HAZANAVICIUS: It was very difficult because the character doesn’t speak too much, which was the situation in 1967. I mean, he’s 20 years older. He’s that imposing Pygmalion, an imposing figure who’s superior. And she’s 19, 20, and in those days, women were not treated like they are today. So I couldn’t have her take part in the discussions because it was not true. It would be really anachronistic. So I had to find an actress with a face that would express a lot of things silently, and Stacy Martin was perfect. First of all, she’s awfully handsome and she has this vintage face, so I could shoot her as a pop object. She has no problem with nudity. So she was perfect for the role. I started the casting process for the character, and after one week, Berenice (Bejo, his wife and actress), who met her six months earlier - said, “Did you think about Stacy?” And I said, of course, you’re right, it’s obvious! She lives in London, so she came to Paris and I made her read for the part. I really think she’s amazing. She’s perfect for the part.

Have you met Godard, Bertolucci, the big directors we see in the movie?

HAZANAVICIUS: No, I didn’t feel I had to. Bertolucci, I met him once but from afar. We didn’t speak but I saw him - I didn’t meet him. Godard, I didn’t meet him either. Since the beginning, I’ve been talking about Godard, but in reality I’ve been asking about my Godard. I’m talking about the character and the movie, not the real one. I don’t know the real one. Nobody knows him. So I created my own Godard. But the Godard you saw is a combination of the real one and Wiazemsky’s one, my Godard, Louis Garrel’s Godard and your perception of all this interpretation of Godard. It’s not a documentary. I didn’t have to meet those people.

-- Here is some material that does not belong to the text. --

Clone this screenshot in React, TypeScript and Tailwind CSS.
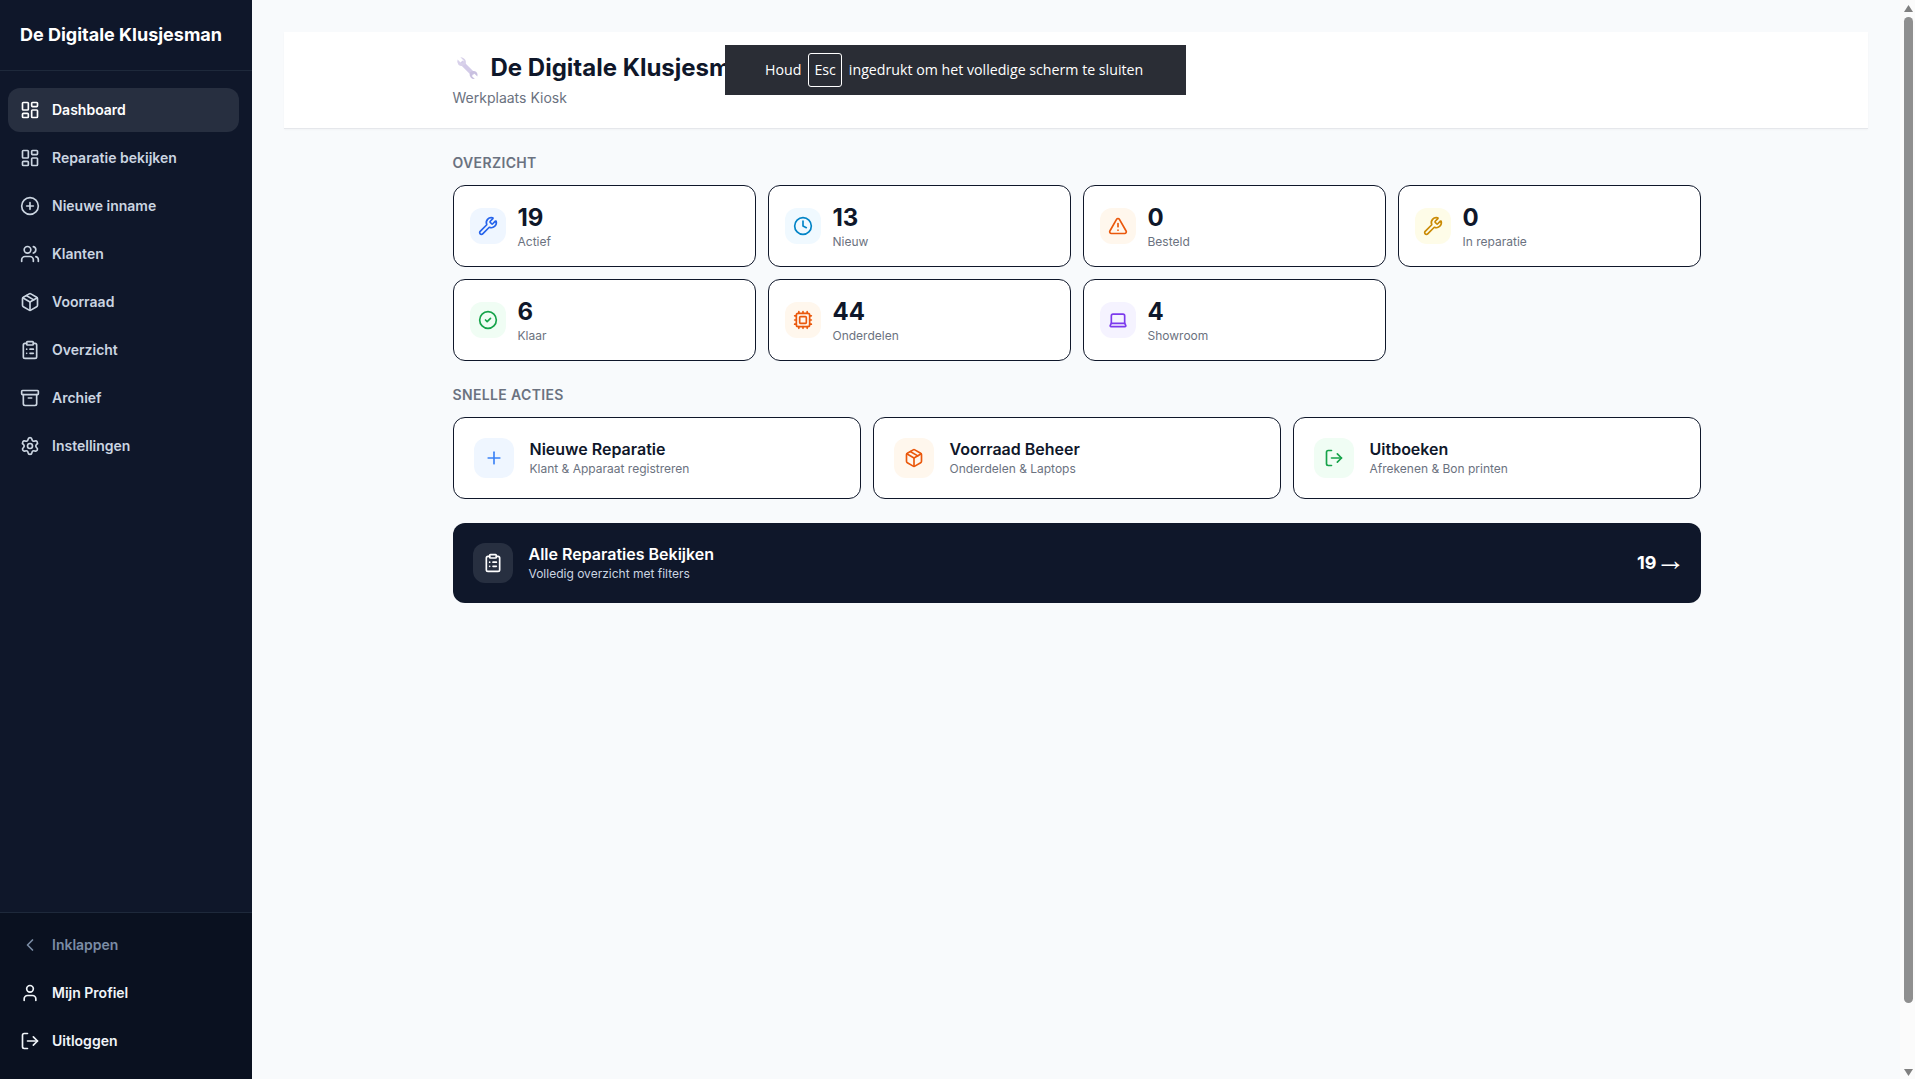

But are you an admirer of Godard?

HAZANAVICIUS: As a director, I have a deep, profound respect for him and how he created his own path and his own line. He really created his own language in cinema. As a political character, no, I do not admire him. And as a viewer, I really adore all the Sixties period and I respect but I don’t have any pleasure watching the movies made after that. Some of them, I like to watch, but it’s not my favorite.